Retailers with the most agile e-commerce platforms have the best chances of competing effectively, both with Amazon and other major players. However, a retailer’s ability to be agile is often negatively affected by the way its e-commerce platform operates in the first place.
The legacy of monolithic e-commerce
Traditional e-commerce platforms are products of the waterfall development era and were created to support websites which were primarily accessed via desktop computers. As a result, they serve as all-encompassing systems for the website front-end and back-end, covering everything from back office systems to all elements of the online shopping experience. Product listing; stock management; transactions; dispatching – all are managed through a single system.
This worked very effectively for many retailers in the early stages of online commerce. A single e-commerce platform was responsible for managing all aspects of their online operation, and this brought welcome ease and clarity at a time when the creative and commercial potential of e-commerce was only just being realised.
However, time doesn’t stand still. In 2016, mobile internet usage globally overtook desktop for the first time and the consumer hasn’t looked back since. This shift and its resulting impact highlighted a major weakness of early e-commerce technology. The highly complex and interconnected nature of all-encompassing monolithic e-commerce systems means that making any changes to any aspect of the e-commerce process quickly becomes very complicated, with multiple knock-on effects. Make a change to the customer database for example, or the online cart and check-out process, and the impact of those changes must be carefully managed across the interconnected parts of the monolith.
It is now said that over half of the traffic to online stores comes via mobile devices. As such, the changes retailers may wish to make to their e-commerce operation have increased in both volume and complexity. No retailer is likely to leave its e-commerce operation ticking over without alteration for months on end.

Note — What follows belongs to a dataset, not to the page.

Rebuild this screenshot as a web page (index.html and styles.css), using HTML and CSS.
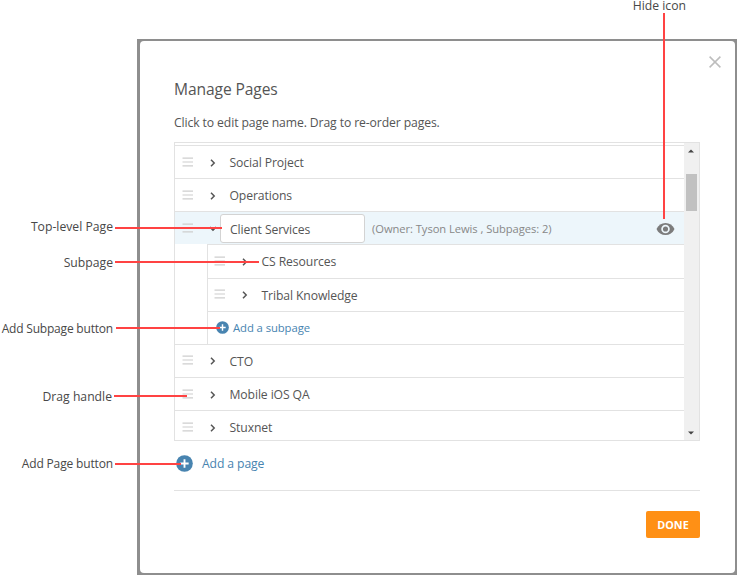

Imagine a grocery store that has a monolithic e-commerce platform in place. It wants to find a more effective way of combining its orders and is aware of applications which can help it to manage this process. However, taking advantage of the latest technology in this area will be frustratingly complex, with the developer in question forced to ensure that their software can work alongside the monolithic e-commerce infrastructure already in place. In turn, this means higher costs and a longer process – and a longer process means that the grocery store is all too likely to be late to the party. As mentioned above, in today’s dynamic and competitive e-commerce environment, time to market and being an early adopter of new innovations is essential. Best case scenario for this retailer? It eventually managed to catch up with competitors but is left counting the lost opportunity associated with its inability to adapt quickly. Worst case scenario? Our grocery store is unable to make the change and risks a permanent loss of competitive advantage.
A microservice, headless approach
What, then, is the alternative? The key attributes required by a modern e-commerce solution are agility – so that online retailers can make changes rapidly and stay one step ahead of the competition – and flexibility – so that online retailers can deploy a range of different tools and applications, continually innovating and engaging with their customers.
Enter headless e-commerce. This term describes the replacing of monolithic e-commerce infrastructure with something far more modular. Rather than an all-encompassing system, imagine splitting off the back-end e-commerce systems from the various front end services and applications. Each of these elements become separate touchpoints.
One touch-point, for example, might be a separately designed and managed website or native mobile app, functioning as a single digital storefront for a group of physical stores (not all of which necessarily have to be involved in the processing, picking and dispatching of online orders). This gives customers cleanness and clarity. In the separated back-end, a ‘microservice’ might manage the online basket and checkout processes. Each microservice stores its own data but is able to share information via Application Programming Interfaces (API), meaning they can all function together as a complete e-commerce system.
This combined approach of a separated front-end and back-end system (the headless commerce approach) and the use of microservices, especially within the back-end infrastructure, brings multiple advantages. First, it means that if changes are required to a single microservice, or if the retailer wishes to roll out new technologies, these can be deployed at much greater speed and at a significantly reduced cost, because there is only one microservice or touch point to work with, rather than a huge set of interdependent systems. Second, it makes it far easier for retailers to work with an array of creative and technical agencies, because they are not restricted to working with a single monolithic e-commerce platform.
Returning to the online grocery sector, MPREIS, an Austrian chain of over 280 stores, is a great example of e-commerce in practice. It has meant the group can customise its websites and other communication channels using specialist agencies and partners. These individual touch-points can be developed to maximise user experience with information then shared between these front-ends and a core back office by using a range of APIs.
As we head into a new decade, retailers are certain to be under greater pressure to adapt their online presence than ever before. Engaging and creative e-commerce websites with sophisticated mobile functionality are no longer a nice-to-have – they are essential. New methods and channels for interacting with customers are emerging all the time and those with monolithic e-commerce infrastructure will face problems keeping up.
A headless e-commerce approach, driven by agile microservices and connected by APIs, provides a way to remove these constraints and remain competitive.